As the Business in Vancouver story reported, an April 29 decision from a New Brunswick provincial court judge could remove some interprovincial impediments to that free flow, especially in the chronically controversial liquor trade.

Judge Ronald LeBlanc’s judgment sided with a New Brunswick resident’s constitutional challenge of a penalty levied against him for bringing 15 cases of beer and three bottles of liquor bought in Quebec across provincial borders into his home province.

With the Constitution Act’s Section 121, the Fathers of Confederation, he concluded, intended to eliminate business barriers and promote free trade between Canada’s provinces.

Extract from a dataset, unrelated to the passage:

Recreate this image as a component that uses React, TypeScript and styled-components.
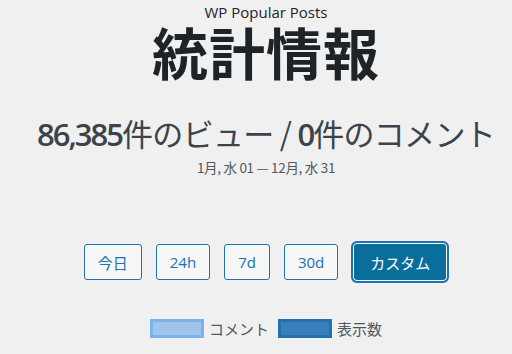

While the judge’s decision applies only to New Brunswick, it carries a precedent that promises to redraft antiquated interprovincial wine and beer trade rules across all provinces. As LeBlanc pointed out in his ruling, interpreting Section 121 “as permitting the free movement of goods among the provinces without barriers, tariff or non-tariff will have a resounding impact.”

Free trade advocates can only hope that’s the case.

While production from B.C. wineries is raising the industry’s profile in markets in other countries, it continues to face obstacles in its own country when it comes to lucrative domestic markets like Ontario.

Whether the Fathers of Confederation were beer and wine fans, too, is uncertain. What is certain, however, is that they accurately envisaged that Canada, being a huge country geographically with a relatively small population, needs to leverage its business and trade strengths as a united entity rather than as a disparate collection of provincial self-interests if it is to grow and prosper as a nation.